Répondant à un autre argument selon lequel l’autoroute permettrait de mettre Castres sur un pied d’égalité avec d’autres villes déjà reliées à Toulouse, elle ironise : «Castres doit être reliée à Toulouse parce que les autres communes similaires le sont. Mais alors, pourquoi ne pas construire un aéroport à Albi ? Si l’on suit ce raisonnement, allons-y !»
Enjeux environnementaux et études d’impact
La salle rit jaune, et les débats se poursuivent autour d’autres points clés. La défense dénonce l’absence de réelle recherche de solutions alternatives à l’autoroute, un argument contesté par les promoteurs de l’A69.

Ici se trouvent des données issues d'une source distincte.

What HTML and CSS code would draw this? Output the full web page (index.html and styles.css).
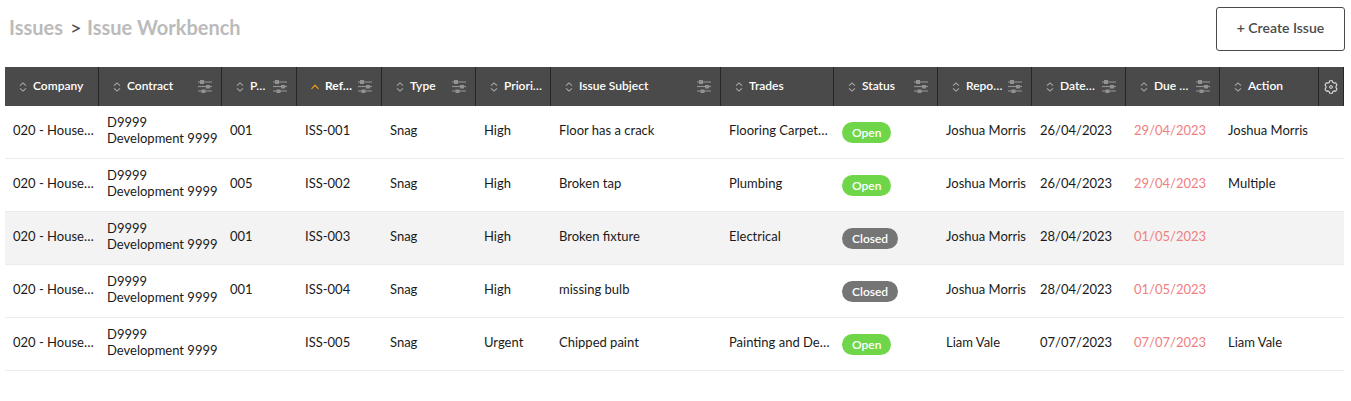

La méthodologie des études d’impact environnemental est elle aussi scrutée : le rapporteur défend leur rigueur, affirmant qu’«aucune espèce n’avait été omise» et que chaque impact, notamment sur les zones humides, faisait l’objet de mesures de compensation adaptées. Julie Rover riposte et souligne qu’«une longue série d’avis scientifiques, notamment d’experts hydrogéologues de l’OFB», est très sévère sur ce point.

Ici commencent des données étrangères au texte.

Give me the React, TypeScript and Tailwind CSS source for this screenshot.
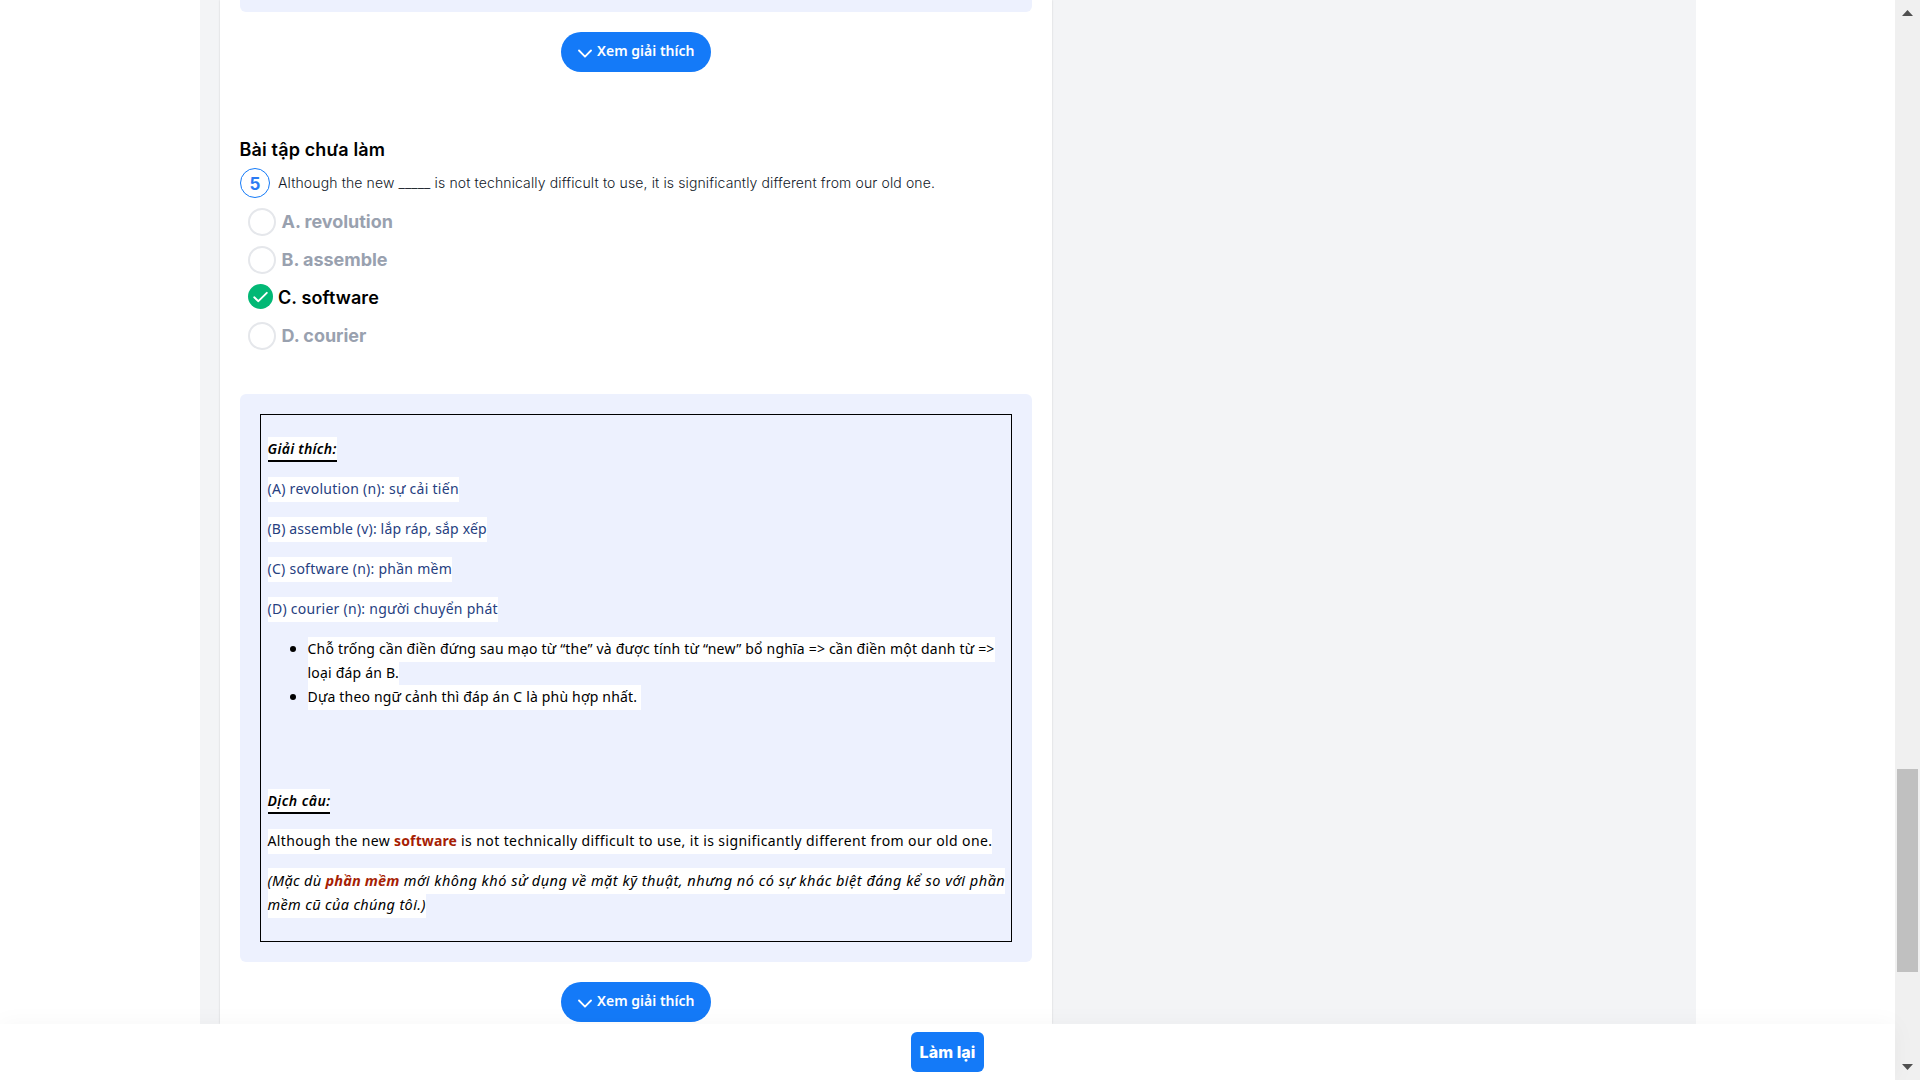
import React from "react";

const highlight = "bg-white pt-[2px] pb-[4px]";

function ExplainButton() {
  return (
    <button className="mx-auto flex h-10 w-[150px] items-center rounded-full bg-[#147af8] pl-[17px] text-white">
      <svg width="14" height="10" viewBox="0 0 14 10" fill="none" className="mt-[3px] mr-[5px]">
        <path d="M1 1.5 L7 7.7 L13 1.5" stroke="currentColor" strokeWidth="1.8" strokeLinecap="round" strokeLinejoin="round" />
      </svg>
      <span className="mb-0.5 font-['Noto_Sans',sans-serif] text-[14px] leading-6 font-semibold tracking-[0.02px] whitespace-nowrap">
        Xem giải thích
      </span>
    </button>
  );
}

function Option({ label }: { label: string }) {
  return (
    <div className="flex h-[38px] items-start pt-[5px] pl-2">
      <span className="size-7 shrink-0 rounded-full border-2 border-gray-200" />
      <span className="ml-[5.5px] text-lg leading-7 font-bold tracking-[-0.03px] text-gray-400">{label}</span>
    </div>
  );
}

function CorrectOption({ label }: { label: string }) {
  return (
    <div className="flex h-[38px] items-start pt-[5px] pl-2">
      <span className="flex size-[25px] shrink-0 items-center justify-center rounded-full bg-[#02b875] text-white">
        <svg width="15" height="12" viewBox="0 0 15 12" fill="none">
          <path d="M1.2 6.3 L5.4 10.2 L13.8 1.8" stroke="currentColor" strokeWidth="1.9" strokeLinecap="round" strokeLinejoin="round" />
        </svg>
      </span>
      <span className="ml-[5px] text-lg leading-7 font-semibold tracking-[0.1px] text-black">{label}</span>
    </div>
  );
}

function Explanation() {
  return (
    <div className="h-[568px] rounded-md bg-[#edf1fe] p-5">
      <div className="h-[528px] border border-black pr-1.5 pl-[6.5px] pt-[22px] font-['Noto_Sans',sans-serif] text-[14px] leading-6 whitespace-nowrap text-black">
        <p className="mb-4">
          <span className="border-b-2 border-black bg-white pt-[2px] pb-[2px] text-[14px] font-semibold tracking-[0.3px] italic">Giải thích:</span>
        </p>
        <div className="text-[#26407f]">
          <p className="mb-4">
            <span className={`${highlight} tracking-[0.28px]`}>(A) revolution (n): sự cải tiến</span>
          </p>
          <p className="mb-4">
            <span className={`${highlight} tracking-[0.17px]`}>(B) assemble (v): lắp ráp, sắp xếp</span>
          </p>
          <p className="mb-4">
            <span className={`${highlight} tracking-[0.26px]`}>(C) software (n): phần mềm</span>
          </p>
          <p className="mb-4">
            <span className={`${highlight} tracking-[0.265px]`}>(D) courier (n): người chuyển phát</span>
          </p>
        </div>
        <ul className="-mt-[17px] mb-[81px] list-disc pt-4 pl-10 marker:text-[16px]">
          <li className="h-12">
            <span className={`${highlight} tracking-[0.194px]`}>
              Chỗ trống cần điền đứng sau mạo từ “the” và được tính từ “new” bổ nghĩa =&gt; cần điền một danh từ =&gt;
              <br />
              loại đáp án B.
            </span>
          </li>
          <li className="h-6">
            <span className={`${highlight} tracking-[0.18px] whitespace-pre-wrap`}>{"Dựa theo ngữ cảnh thì đáp án C là phù hợp nhất.\u00a0"}</span>
          </li>
        </ul>
        <p className="mb-4">
          <span className="border-b-2 border-black bg-white pt-[2px] pb-[2px] text-[14px] font-semibold tracking-[0.45px] italic">Dịch câu:</span>
        </p>
        <p className="mb-4">
          <span className={highlight}>
            <span className="tracking-[0.36px]">Although the new </span>
            <strong className="font-bold tracking-[0.127px] text-[#a61e04]">software</strong>
            <span className="tracking-[0.396px]"> is not technically difficult to use, it is significantly different from our old one.</span>
          </span>
        </p>
        <p className="-mt-[17px] pt-4 text-[14.5px] leading-6 italic">
          <span className={highlight}>
            <span className="tracking-[0.31px]">(Mặc dù </span>
            <strong className="font-bold tracking-[0.15px] text-[#a61e04]">phần mềm</strong>
            <span className="tracking-[0.505px]"> mới không khó sử dụng về mặt kỹ thuật, nhưng nó có sự khác biệt đáng kể so với phần</span>
            <br />
            <span className="tracking-[0.35px]">mềm cũ của chúng tôi.)</span>
          </span>
        </p>
      </div>
    </div>
  );
}

function Scrollbar() {
  return (
    <div className="flex h-full w-[25px] shrink-0 flex-col items-center bg-[#f0f0f0]">
      <svg width="11" height="6" viewBox="0 0 11 6" className="mt-2.5 shrink-0" fill="#505050">
        <path d="M0 6 L5.5 0 L11 6 Z" />
      </svg>
      <div className="mt-[753px] h-[203px] w-[21px] shrink-0 bg-[#c0c0c0]" />
      <svg width="11" height="6" viewBox="0 0 11 6" className="mt-[92px] shrink-0" fill="#505050">
        <path d="M0 0 L5.5 6 L11 0 Z" />
      </svg>
    </div>
  );
}

export default function App() {
  return (
    <div className="flex h-[1080px] w-[1920px] overflow-hidden bg-white font-['Inter',sans-serif]">
      <div className="flex min-w-0 flex-1 flex-col">
        <main className="h-[1024px] shrink-0 overflow-hidden pl-[200px]">
          <div className="h-full w-[1496px] bg-[#f3f4f6] pl-5">
            <section className="h-full w-[832px] bg-white px-5 shadow-[0_0_2px_rgba(0,0,0,0.15)]">
              <div className="mb-5 h-3 rounded-b-md bg-[#edf1fe]" />
              <ExplainButton />
              <h2 className="-ml-[0.5px] mt-16 text-lg leading-7 font-semibold tracking-[0.15px] text-black">Bài tập chưa làm</h2>
              <div className="mt-1 mb-[5px] flex h-[30px] items-center">
                <span className="flex size-[30px] items-center justify-center rounded-full border border-[#147af8] pt-0.5 text-[17px] leading-7 font-bold text-[#2b7bf3]">
                  5
                </span>
                <span className="ml-2 text-[14px] leading-6 font-light tracking-[0.124px] whitespace-nowrap text-[#111827]">
                  Although the new _____ is not technically difficult to use, it is significantly different from our old one.
                </span>
              </div>
              <Option label="A. revolution" />
              <Option label="B. assemble" />
              <CorrectOption label="C. software" />
              <Option label="D. courier" />
              <div className="mt-[39px] mb-5">
                <Explanation />
              </div>
              <ExplainButton />
            </section>
          </div>
        </main>
        <footer className="relative flex flex-1 items-start justify-center bg-white pt-2 shadow-[0_0_24px_rgba(0,0,0,0.04)]">
          <button className="h-10 w-[73px] rounded-md bg-[#147af8] text-base font-extrabold tracking-[0.1px] whitespace-nowrap text-white">
            Làm lại
          </button>
        </footer>
      </div>
      <Scrollbar />
    </div>
  );
}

À peine l’audience levée, la salle se précipite pour féliciter Julie Rover et les deux autres avocat·es ayant pris la parole pour défendre la position des anti-A69. «Bravo, ça faisait tellement de bien de vous entendre. Merci pour nous», souffle une jeune femme encore émue des échanges auxquels elle vient d’assister.

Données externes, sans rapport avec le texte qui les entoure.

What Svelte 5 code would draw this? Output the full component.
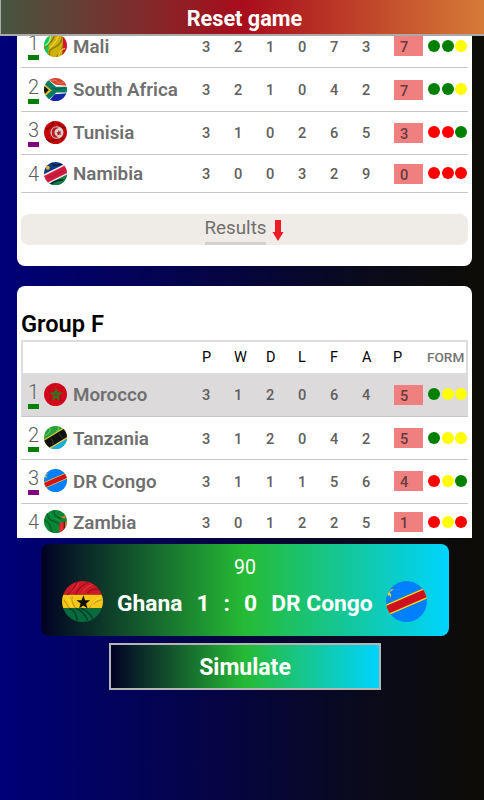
<script>
  const columns = ['P', 'W', 'D', 'L', 'F', 'A', 'P'];

  const groupE = [
    { name: 'Mali', stats: [3, 2, 1, 0, 7, 3], points: 7, form: 'wwd' },
    { name: 'South Africa', stats: [3, 2, 1, 0, 4, 2], points: 7, form: 'wwd' },
    { name: 'Tunisia', stats: [3, 1, 0, 2, 6, 5], points: 3, form: 'llw' },
    { name: 'Namibia', stats: [3, 0, 0, 3, 2, 9], points: 0, form: 'lll' }
  ];

  const groupF = [
    { name: 'Morocco', stats: [3, 1, 2, 0, 6, 4], points: 5, form: 'wdd', active: true },
    { name: 'Tanzania', stats: [3, 1, 2, 0, 4, 2], points: 5, form: 'wdd' },
    { name: 'DR Congo', stats: [3, 1, 1, 1, 5, 6], points: 4, form: 'ldw' },
    { name: 'Zambia', stats: [3, 0, 1, 2, 2, 5], points: 1, form: 'ldl' }
  ];
</script>

{#snippet flag(team)}
  <svg class="flag" viewBox="0 0 24 24" aria-hidden="true">
    {#if team === 'Mali'}
      <path fill="#0fc75a" d="M0 0h8v24H0z" />
      <path fill="#cdb008" d="M6 0h14v24H4z" />
      <path fill="#d5142c" d="M20 0h4v24h-5z" />
      <path fill="none" stroke="#8f7a04" stroke-width="1.5" d="M11 0Q10 7 4 11T2 20M19 3Q18 11 11 14T6 22M20 12Q17 20 13 24" />
      <path fill="none" stroke="#e9d43a" stroke-width="1.3" d="M15 2Q12 10 6 14M22 15Q16 16 15 24" />
      <path fill="none" stroke="#83ffb2" stroke-width="1.4" d="M1 12Q6 10 7 2" />
    {:else if team === 'South Africa'}
      <path fill="#fff" d="M0 0h24v24H0z" />
      <path fill="#d5442e" d="M2 0h22v8L12 7z" />
      <path fill="#1526a7" d="M11 17l13-1v8H5z" />
      <path fill="none" stroke="#087b60" stroke-width="6" d="M0 2l11 10h13M0 23l11-10" />
      <path fill="#e9b82e" d="M0 6l8 7-8 7z" />
      <path fill="#101510" d="M0 8l5 4.500-5 5z" />
      <path fill="none" stroke="#055b49" d="M8 10q6 3 10 1t6 0" />
      <path fill="none" stroke="#f0816a" d="M6 3q6-2 8 1t8 0" />
    {:else if team === 'Tunisia'}
      <path fill="#c60508" d="M0 0h24v24H0z" />
      <path fill="none" stroke="#8a0000" stroke-width="1.6" d="M2 9Q8 7 10 0M15 2q1 6 8 5M2 19q6 4 9 1t10-2" />
      <ellipse cx="13.500" cy="12" rx="6.800" ry="6.600" fill="#d9d1ce" />
      <path fill="#b51d24" d="M16 7q-8-2-8 5t8 5q-5-1-5-5t5-5z" />
      <path fill="#b51d24" d="M15 9l1 2 2 0-1 1.500 1 2-2-.5-2 1v-2l-1-1 2-.5z" />
    {:else if team === 'Namibia'}
      <path fill="#103b83" d="M0 0h24v24H0z" />
      <path fill="#0b8036" d="M0 24L24 8v16z" />
      <path stroke="#eee" stroke-width="11" d="M-2 20L26 6" />
      <path stroke="#d31b40" stroke-width="8" d="M-2 20L26 6" />
      <circle cx="4" cy="6" r="2" fill="#e3b627" />
      <path fill="none" stroke="#061d44" stroke-width="1.5" d="M8 1q2 4 7 2t7 0M7 23q7-5 13-4" />
      <path fill="none" stroke="#a31a36" d="M4 15q3 2 7-1t10-5" />
    {:else if team === 'Morocco'}
      <path fill="#d4061a" d="M0 0h24v24H0z" />
      <path fill="none" stroke="#a80b1b" stroke-width=".7" d="M2 7q7 3 10-1t11 1M3 18q8-4 18 1M8 1q-3 8-1 22M20 3q-5 7-2 18" />
      <path fill="none" stroke="#20801f" stroke-width="1.2" d="M12.500 6.500l3 10.500-8-6.500h10.500l-8.500 6.500z" />
    {:else if team === 'Tanzania'}
      <path fill="#28a139" d="M0 0h24v24H0z" />
      <path fill="#1caede" d="M0 24L24 7v17z" />
      <path stroke="#f3ce36" stroke-width="11.500" d="M-2 22L26 5" />
      <path stroke="#10130d" stroke-width="9" d="M-2 22L26 5" />
      <path fill="none" stroke="#62c967" stroke-width="1.2" d="M6 1q2 6-5 9M16 0q0 3-3 6" />
      <path fill="none" stroke="#39413d" d="M7 13q4 3 2 6M16 8q0 3 4 4" />
    {:else if team === 'DR Congo'}
      <path fill="#007fff" d="M0 0h24v24H0z" />
      <path stroke="#f7d618" stroke-width="6.400" d="M-3 18.500L27 5.500" />
      <path stroke="#ce1021" stroke-width="4.700" d="M-3 18.500L27 5.500" />
      <path fill="#f2cf2b" d="M5 4.700l-2 .3-2.200 2.300.2 1.200 1.200 0 .7 1.500.1-2-1-1.500z" />
    {:else if team === 'Zambia'}
      <path fill="#078735" d="M0 0h24v24H0z" />
      <path fill="none" stroke="#045d25" stroke-width="1.400" d="M3 2q0 8 8 10t6 11M10 0q0 7 8 9M0 10q7 3 8 13" />
      <path fill="none" stroke="#1d9b4a" d="M6 1q0 7 8 9t4 12M0 14q4 3 4 9" />
      <path fill="#e62c32" d="M16 14l5-2v12h-5z" />
      <path fill="#5b1d1c" d="M20.500 12h1.500v12h-1.500z" />
      <path fill="#e17c26" d="M22 12h2v12h-2zM16 6l3 1 4-2-1 4-3-1z" />
    {:else if team === 'Ghana'}
      <path fill="#ce1926" d="M0 0h24v8H0z" />
      <path fill="#f5c718" d="M0 8h24v8H0z" />
      <path fill="#086b3d" d="M0 16h24v8H0z" />
      <path fill="none" stroke="#9d0c20" stroke-width=".7" d="M3 8Q7 6 9 0M8 8q1-4 7-7M15 7q2-3 7-2" />
      <path fill="none" stroke="#e9424a" stroke-width=".5" d="M5 7q4-3 5-6M12 7q1-3 6-5" />
      <path fill="none" stroke="#c99b0b" stroke-width=".7" d="M1 11q2 2 3 5M6 9q-1 3 2 7M16 16q2-4 7-5" />
      <path fill="none" stroke="#04412a" stroke-width=".9" d="M4 16q4 1 5 7M11 16q5 2 7 6M8 16q5 2 7 7" />
      <path fill="none" stroke="#ffe766" stroke-width=".4" d="M3 9q1 3 3 6M17 15q2-4 5-5" />
      <path fill="#111006" d="M12.500 8.300l1 3h3l-2.400 1.900.9 2.900-2.500-1.800-2.500 1.800.9-2.900-2.400-1.900h3z" />
    {/if}
  </svg>
{/snippet}

{#snippet teamRow(team, index)}
  <div class="row" class:active={team.active} class:last={index === 3}>
    <div class="team">
      <span class="position">
        {index + 1}
        {#if index < 3}
          <i class="mark" class:maybe={index === 2}></i>
        {/if}
      </span>
      {@render flag(team.name)}
      <span class="name">{team.name}</span>
    </div>
    {#each team.stats as value}
      <span class="stat">{value}</span>
    {/each}
    <span class="points">{team.points}</span>
    <div class="form">
      {#each team.form as result}
        <i class="dot {result}"></i>
      {/each}
    </div>
  </div>
{/snippet}

<main>
  <button class="reset">Reset game</button>

  <div class="groups">
    <section class="card first">
      {#each groupE as team, i}
        {@render teamRow(team, i)}
      {/each}
      <div class="results">
        <span>Results</span>
        <svg width="12" height="21" viewBox="0 0 12 21" aria-hidden="true">
          <path fill="#ed1c24" d="M3 0h6v12h2.500L6 21 .5 12H3z" />
        </svg>
      </div>
    </section>

    <section class="card second">
      <h2>Group F</h2>
      <div class="row head">
        <span></span>
        {#each columns as column}
          <span>{column}</span>
        {/each}
        <span class="form-title">FORM</span>
      </div>
      {#each groupF as team, i}
        {@render teamRow(team, i)}
      {/each}
    </section>
  </div>

  <div class="match">
    <span class="minute">90</span>
    <div class="score">
      {@render flag('Ghana')}
      <span class="home">Ghana</span>
      <span class="goals">1</span>
      <span class="colon">:</span>
      <span class="goals">0</span>
      <span class="away">DR Congo</span>
      {@render flag('DR Congo')}
    </div>
  </div>

  <button class="simulate">Simulate</button>
</main>

<style>
  :global(body) {
    margin: 0;
  }

  main {
    height: 800px;
    display: flex;
    flex-direction: column;
    overflow: hidden;
    font-family: Roboto, sans-serif;
    background: linear-gradient(90deg, #000078 0%, #05053e 50%, #0a0a1c 75%, #0d0c05 100%);
  }

  button {
    box-sizing: border-box;
    font-family: inherit;
    font-weight: 700;
    color: #fff;
    padding: 0;
  }

  .reset {
    flex: none;
    width: 486px;
    height: 36px;
    padding: 2px 0 0 4px;
    font-size: 21.7px;
    border: 2px solid #aaa;
    border-top: 0;
    border-left-width: 1px;
    background: linear-gradient(90deg, #465640 0%, #a90c1c 50%, #d67b37 100%);
  }

  .groups {
    flex: none;
    height: 502px;
    margin: 0 12px 0 17px;
    overflow: hidden;
  }

  .card {
    box-sizing: border-box;
    padding: 0 4px;
    background: #fff;
    border-radius: 8px;
  }

  .first {
    height: 240.5px;
    margin-top: -11px;
  }

  .second {
    height: 300px;
    margin-top: 20px;
    padding-top: 24px;
  }

  h2 {
    margin: 0;
    height: 30px;
    line-height: 29px;
    font-size: 23.6px;
    font-weight: 600;
    color: #000;
  }

  .row {
    box-sizing: border-box;
    height: 43.4px;
    display: grid;
    grid-template-columns: 181px repeat(6, 32px) 34px 40px;
    align-items: center;
    border-bottom: 1px solid #c8c8c8;
    color: #606060;
  }

  .row.last {
    height: 38px;
  }

  .row.active {
    background: #dcdadb;
  }

  .row.head {
    height: 34px;
    grid-template-columns: 179px repeat(5, 32px) 31px 34px 40px;
    border: 2px solid #ddd;
    border-bottom-width: 1px;
    font-size: 14.5px;
    color: #000;
  }

  .row.head .form-title {
    font-size: 13.6px;
    font-weight: 500;
    color: #757575;
  }

  .team {
    display: flex;
    align-items: center;
    padding-left: 7px;
  }

  .position {
    width: 16px;
    font-size: 20px;
    font-weight: 300;
    line-height: 22px;
  }

  .mark {
    display: block;
    width: 11px;
    height: 5px;
    margin-top: 1px;
    background: green;
  }

  .mark.maybe {
    background: purple;
  }

  .flag {
    flex: none;
    width: 23px;
    height: 23px;
    border-radius: 50%;
  }

  .team .flag {
    margin-top: -1px;
  }

  .name {
    margin: 1px 0 0 6px;
    font-size: 18.8px;
    font-weight: 600;
    color: #707070;
  }

  .stat,
  .points {
    font-size: 14.6px;
    font-weight: 500;
  }

  .stat {
    padding-top: 1px;
  }

  .points {
    box-sizing: border-box;
    width: 29px;
    height: 20px;
    padding-left: 6px;
    line-height: 22px;
    background: lightcoral;
    color: #653b3b;
  }

  .form {
    display: flex;
    gap: 1.6px;
    margin-top: -1px;
  }

  .dot {
    width: 12px;
    height: 12px;
    border-radius: 50%;
  }

  .dot.w {
    background: green;
  }

  .dot.d {
    background: yellow;
  }

  .dot.l {
    background: red;
  }

  .results {
    box-sizing: border-box;
    height: 31px;
    margin-top: 21px;
    display: flex;
    justify-content: center;
    gap: 6px;
    border-radius: 8px;
    background: #efebe7;
    font-size: 18.8px;
    color: #706f6d;
  }

  .results span {
    box-sizing: border-box;
    height: 31px;
    line-height: 28px;
    border-bottom: 3px solid #d2d2d2;
  }

  .results svg {
    margin-top: 6px;
  }

  .match {
    box-sizing: border-box;
    flex: none;
    width: 408px;
    height: 92px;
    margin: 6px 0 0 41px;
    padding-top: 11px;
    border-radius: 8px;
    color: #fff;
    text-align: center;
    background: linear-gradient(90deg, #020024 0%, #26bb35 50%, #00d4ff 100%);
  }

  .minute {
    display: block;
    height: 26px;
    line-height: 25px;
    font-size: 19.5px;
  }

  .score {
    display: flex;
    align-items: center;
    padding-left: 21px;
    font-size: 22.8px;
    font-weight: 700;
  }

  .score .flag {
    width: 41px;
    height: 41px;
  }

  .home {
    margin: 3px 14px 0 14px;
  }

  .goals,
  .away {
    margin-top: 3px;
  }

  .colon {
    margin: 3px 14px 0;
  }

  .away {
    margin: 3px 13px 0 14px;
    white-space: nowrap;
  }

  .simulate {
    flex: none;
    width: 272px;
    height: 47px;
    margin: 7px 0 0 109px;
    padding-top: 2px;
    border: 2px solid #b5b5b5;
    font-size: 23px;
    background: linear-gradient(90deg, #020024 0%, #26bb35 50%, #00d4ff 100%);
  }
</style>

Dehors, une foule venue en soutien aux associations requérantes accueille les avocat·es en héro·ines, sous un soleil radieux mais aussi… trompeur. «Nous n’avons absolument aucun espoir», confie Alice Terrasse, une autre avocate du collectif La Voie est libre (LVEL), qui n’a pas plaidé jeudi. Car, rappelle-t-elle, «les juges suivent quasi systématiquement les conclusions du rapporteur».

Elle déplore une décision qui, si elle allait dans le sens d’une annulation du premier jugement, serait très «inquiétante pour la justice». Elle prévient également : en cas de décision défavorable, le collectif La Voie est libre saisira le Conseil d’État. Le délibéré sera rendu le 30 décembre.